Entries taken from a collection

-----

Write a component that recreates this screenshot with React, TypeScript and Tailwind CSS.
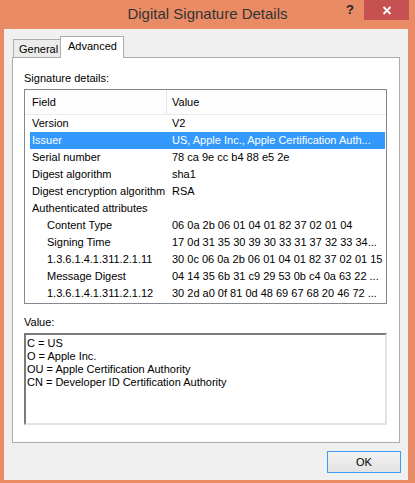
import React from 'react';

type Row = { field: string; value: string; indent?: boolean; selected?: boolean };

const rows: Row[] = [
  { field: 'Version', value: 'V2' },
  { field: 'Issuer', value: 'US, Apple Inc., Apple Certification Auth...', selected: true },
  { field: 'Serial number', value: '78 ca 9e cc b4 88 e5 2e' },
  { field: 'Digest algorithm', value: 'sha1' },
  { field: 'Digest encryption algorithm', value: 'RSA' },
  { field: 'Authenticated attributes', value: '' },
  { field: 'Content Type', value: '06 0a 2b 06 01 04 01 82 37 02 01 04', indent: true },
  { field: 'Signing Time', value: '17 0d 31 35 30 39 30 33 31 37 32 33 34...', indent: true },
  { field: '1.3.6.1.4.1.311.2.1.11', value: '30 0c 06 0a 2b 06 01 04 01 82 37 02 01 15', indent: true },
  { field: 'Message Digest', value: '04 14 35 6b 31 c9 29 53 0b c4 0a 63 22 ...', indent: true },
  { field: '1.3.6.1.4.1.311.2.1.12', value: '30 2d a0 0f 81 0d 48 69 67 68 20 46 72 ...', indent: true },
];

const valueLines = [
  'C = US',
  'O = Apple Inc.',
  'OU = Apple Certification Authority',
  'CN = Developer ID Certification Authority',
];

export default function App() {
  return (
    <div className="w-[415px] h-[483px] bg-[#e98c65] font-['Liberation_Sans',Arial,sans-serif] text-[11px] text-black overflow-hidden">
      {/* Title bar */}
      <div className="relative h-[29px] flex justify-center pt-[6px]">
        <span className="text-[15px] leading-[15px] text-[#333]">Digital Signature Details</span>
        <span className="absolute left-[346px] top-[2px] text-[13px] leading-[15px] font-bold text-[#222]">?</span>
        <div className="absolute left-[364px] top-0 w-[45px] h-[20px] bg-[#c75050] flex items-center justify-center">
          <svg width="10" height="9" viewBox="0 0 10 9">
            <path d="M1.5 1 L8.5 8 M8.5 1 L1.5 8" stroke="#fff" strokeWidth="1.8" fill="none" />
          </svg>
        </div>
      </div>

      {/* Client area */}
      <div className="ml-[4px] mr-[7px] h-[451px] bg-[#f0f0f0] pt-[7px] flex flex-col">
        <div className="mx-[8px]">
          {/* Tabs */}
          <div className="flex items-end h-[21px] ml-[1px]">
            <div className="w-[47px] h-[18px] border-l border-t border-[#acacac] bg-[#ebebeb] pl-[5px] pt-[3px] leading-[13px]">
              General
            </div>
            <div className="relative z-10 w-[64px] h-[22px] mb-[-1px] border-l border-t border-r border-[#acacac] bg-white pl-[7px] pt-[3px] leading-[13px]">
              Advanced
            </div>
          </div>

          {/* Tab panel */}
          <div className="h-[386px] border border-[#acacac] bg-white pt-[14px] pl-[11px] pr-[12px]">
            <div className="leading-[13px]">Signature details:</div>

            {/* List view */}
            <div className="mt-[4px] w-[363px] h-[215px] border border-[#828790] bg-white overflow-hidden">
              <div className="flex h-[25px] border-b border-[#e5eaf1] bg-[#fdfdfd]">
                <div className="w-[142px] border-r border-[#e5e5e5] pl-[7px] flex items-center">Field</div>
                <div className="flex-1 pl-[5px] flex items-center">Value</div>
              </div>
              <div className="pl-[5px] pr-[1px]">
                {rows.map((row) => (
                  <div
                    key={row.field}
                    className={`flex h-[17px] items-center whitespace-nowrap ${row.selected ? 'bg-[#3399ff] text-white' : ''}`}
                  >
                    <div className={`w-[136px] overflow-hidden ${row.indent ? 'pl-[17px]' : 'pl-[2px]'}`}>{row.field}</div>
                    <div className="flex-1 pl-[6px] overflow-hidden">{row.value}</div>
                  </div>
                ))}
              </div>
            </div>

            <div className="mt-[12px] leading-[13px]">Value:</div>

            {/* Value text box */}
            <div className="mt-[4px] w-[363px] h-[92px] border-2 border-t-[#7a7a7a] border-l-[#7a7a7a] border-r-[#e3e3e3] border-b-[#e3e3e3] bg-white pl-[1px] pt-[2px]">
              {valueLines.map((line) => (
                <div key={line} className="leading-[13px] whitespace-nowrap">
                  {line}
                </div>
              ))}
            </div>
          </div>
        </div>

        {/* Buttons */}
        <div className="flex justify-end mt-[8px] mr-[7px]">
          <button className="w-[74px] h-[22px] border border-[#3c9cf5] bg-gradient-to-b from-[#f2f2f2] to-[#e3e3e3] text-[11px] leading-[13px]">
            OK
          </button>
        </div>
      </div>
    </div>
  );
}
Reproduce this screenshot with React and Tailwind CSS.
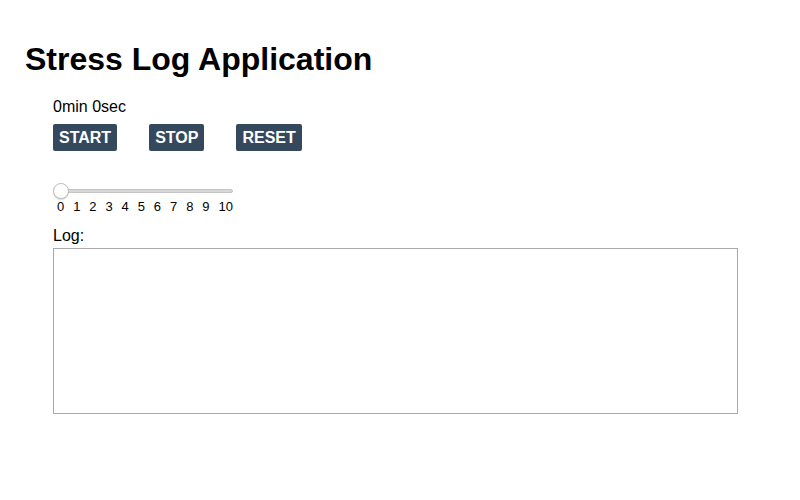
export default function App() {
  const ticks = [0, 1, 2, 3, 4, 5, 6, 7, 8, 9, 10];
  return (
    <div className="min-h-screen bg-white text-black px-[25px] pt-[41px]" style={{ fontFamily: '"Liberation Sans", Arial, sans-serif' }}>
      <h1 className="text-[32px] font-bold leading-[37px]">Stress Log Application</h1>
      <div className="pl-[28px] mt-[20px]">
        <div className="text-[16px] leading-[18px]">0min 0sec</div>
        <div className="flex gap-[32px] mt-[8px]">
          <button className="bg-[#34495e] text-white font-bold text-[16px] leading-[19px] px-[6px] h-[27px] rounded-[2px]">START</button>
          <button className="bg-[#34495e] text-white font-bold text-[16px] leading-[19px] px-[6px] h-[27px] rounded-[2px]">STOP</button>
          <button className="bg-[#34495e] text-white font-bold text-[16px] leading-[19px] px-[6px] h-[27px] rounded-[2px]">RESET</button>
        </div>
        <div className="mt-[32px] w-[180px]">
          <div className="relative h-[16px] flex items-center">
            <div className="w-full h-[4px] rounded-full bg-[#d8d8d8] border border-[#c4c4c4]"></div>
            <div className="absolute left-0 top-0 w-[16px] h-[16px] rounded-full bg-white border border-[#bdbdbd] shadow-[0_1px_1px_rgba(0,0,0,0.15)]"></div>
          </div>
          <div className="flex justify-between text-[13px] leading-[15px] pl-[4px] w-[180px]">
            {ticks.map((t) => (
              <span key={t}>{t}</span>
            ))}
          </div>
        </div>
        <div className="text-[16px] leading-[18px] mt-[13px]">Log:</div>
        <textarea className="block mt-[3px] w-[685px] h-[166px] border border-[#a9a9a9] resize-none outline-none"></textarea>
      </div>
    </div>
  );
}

-----

Your task is an exact transcription of all the data, minus the pictures.

● **REPLY TO THE EXERCISE**
Write a component that recreates this screenshot with React, TypeScript and Tailwind CSS.
import React from 'react';

type Row = { field: string; value: string; indent?: boolean; selected?: boolean };

const rows: Row[] = [
  { field: 'Version', value: 'V2' },
  { field: 'Issuer', value: 'US, Apple Inc., Apple Certification Auth...', selected: true },
  { field: 'Serial number', value: '78 ca 9e cc b4 88 e5 2e' },
  { field: 'Digest algorithm', value: 'sha1' },
  { field: 'Digest encryption algorithm', value: 'RSA' },
  { field: 'Authenticated attributes', value: '' },
  { field: 'Content Type', value: '06 0a 2b 06 01 04 01 82 37 02 01 04', indent: true },
  { field: 'Signing Time', value: '17 0d 31 35 30 39 30 33 31 37 32 33 34...', indent: true },
  { field: '1.3.6.1.4.1.311.2.1.11', value: '30 0c 06 0a 2b 06 01 04 01 82 37 02 01 15', indent: true },
  { field: 'Message Digest', value: '04 14 35 6b 31 c9 29 53 0b c4 0a 63 22 ...', indent: true },
  { field: '1.3.6.1.4.1.311.2.1.12', value: '30 2d a0 0f 81 0d 48 69 67 68 20 46 72 ...', indent: true },
];

const valueLines = [
  'C = US',
  'O = Apple Inc.',
  'OU = Apple Certification Authority',
  'CN = Developer ID Certification Authority',
];

export default function App() {
  return (
    <div className="w-[415px] h-[483px] bg-[#e98c65] font-['Liberation_Sans',Arial,sans-serif] text-[11px] text-black overflow-hidden">
      {/* Title bar */}
      <div className="relative h-[29px] flex justify-center pt-[6px]">
        <span className="text-[15px] leading-[15px] text-[#333]">Digital Signature Details</span>
        <span className="absolute left-[346px] top-[2px] text-[13px] leading-[15px] font-bold text-[#222]">?</span>
        <div className="absolute left-[364px] top-0 w-[45px] h-[20px] bg-[#c75050] flex items-center justify-center">
          <svg width="10" height="9" viewBox="0 0 10 9">
            <path d="M1.5 1 L8.5 8 M8.5 1 L1.5 8" stroke="#fff" strokeWidth="1.8" fill="none" />
          </svg>
        </div>
      </div>

      {/* Client area */}
      <div className="ml-[4px] mr-[7px] h-[451px] bg-[#f0f0f0] pt-[7px] flex flex-col">
        <div className="mx-[8px]">
          {/* Tabs */}
          <div className="flex items-end h-[21px] ml-[1px]">
            <div className="w-[47px] h-[18px] border-l border-t border-[#acacac] bg-[#ebebeb] pl-[5px] pt-[3px] leading-[13px]">
              General
            </div>
            <div className="relative z-10 w-[64px] h-[22px] mb-[-1px] border-l border-t border-r border-[#acacac] bg-white pl-[7px] pt-[3px] leading-[13px]">
              Advanced
            </div>
          </div>

          {/* Tab panel */}
          <div className="h-[386px] border border-[#acacac] bg-white pt-[14px] pl-[11px] pr-[12px]">
            <div className="leading-[13px]">Signature details:</div>

            {/* List view */}
            <div className="mt-[4px] w-[363px] h-[215px] border border-[#828790] bg-white overflow-hidden">
              <div className="flex h-[25px] border-b border-[#e5eaf1] bg-[#fdfdfd]">
                <div className="w-[142px] border-r border-[#e5e5e5] pl-[7px] flex items-center">Field</div>
                <div className="flex-1 pl-[5px] flex items-center">Value</div>
              </div>
              <div className="pl-[5px] pr-[1px]">
                {rows.map((row) => (
                  <div
                    key={row.field}
                    className={`flex h-[17px] items-center whitespace-nowrap ${row.selected ? 'bg-[#3399ff] text-white' : ''}`}
                  >
                    <div className={`w-[136px] overflow-hidden ${row.indent ? 'pl-[17px]' : 'pl-[2px]'}`}>{row.field}</div>
                    <div className="flex-1 pl-[6px] overflow-hidden">{row.value}</div>
                  </div>
                ))}
              </div>
            </div>

            <div className="mt-[12px] leading-[13px]">Value:</div>

            {/* Value text box */}
            <div className="mt-[4px] w-[363px] h-[92px] border-2 border-t-[#7a7a7a] border-l-[#7a7a7a] border-r-[#e3e3e3] border-b-[#e3e3e3] bg-white pl-[1px] pt-[2px]">
              {valueLines.map((line) => (
                <div key={line} className="leading-[13px] whitespace-nowrap">
                  {line}
                </div>
              ))}
            </div>
          </div>
        </div>

        {/* Buttons */}
        <div className="flex justify-end mt-[8px] mr-[7px]">
          <button className="w-[74px] h-[22px] border border-[#3c9cf5] bg-gradient-to-b from-[#f2f2f2] to-[#e3e3e3] text-[11px] leading-[13px]">
            OK
          </button>
        </div>
      </div>
    </div>
  );
}
Reproduce this screenshot with React and Tailwind CSS.
export default function App() {
  const ticks = [0, 1, 2, 3, 4, 5, 6, 7, 8, 9, 10];
  return (
    <div className="min-h-screen bg-white text-black px-[25px] pt-[41px]" style={{ fontFamily: '"Liberation Sans", Arial, sans-serif' }}>
      <h1 className="text-[32px] font-bold leading-[37px]">Stress Log Application</h1>
      <div className="pl-[28px] mt-[20px]">
        <div className="text-[16px] leading-[18px]">0min 0sec</div>
        <div className="flex gap-[32px] mt-[8px]">
          <button className="bg-[#34495e] text-white font-bold text-[16px] leading-[19px] px-[6px] h-[27px] rounded-[2px]">START</button>
          <button className="bg-[#34495e] text-white font-bold text-[16px] leading-[19px] px-[6px] h-[27px] rounded-[2px]">STOP</button>
          <button className="bg-[#34495e] text-white font-bold text-[16px] leading-[19px] px-[6px] h-[27px] rounded-[2px]">RESET</button>
        </div>
        <div className="mt-[32px] w-[180px]">
          <div className="relative h-[16px] flex items-center">
            <div className="w-full h-[4px] rounded-full bg-[#d8d8d8] border border-[#c4c4c4]"></div>
            <div className="absolute left-0 top-0 w-[16px] h-[16px] rounded-full bg-white border border-[#bdbdbd] shadow-[0_1px_1px_rgba(0,0,0,0.15)]"></div>
          </div>
          <div className="flex justify-between text-[13px] leading-[15px] pl-[4px] w-[180px]">
            {ticks.map((t) => (
              <span key={t}>{t}</span>
            ))}
          </div>
        </div>
        <div className="text-[16px] leading-[18px] mt-[13px]">Log:</div>
        <textarea className="block mt-[3px] w-[685px] h-[166px] border border-[#a9a9a9] resize-none outline-none"></textarea>
      </div>
    </div>
  );
}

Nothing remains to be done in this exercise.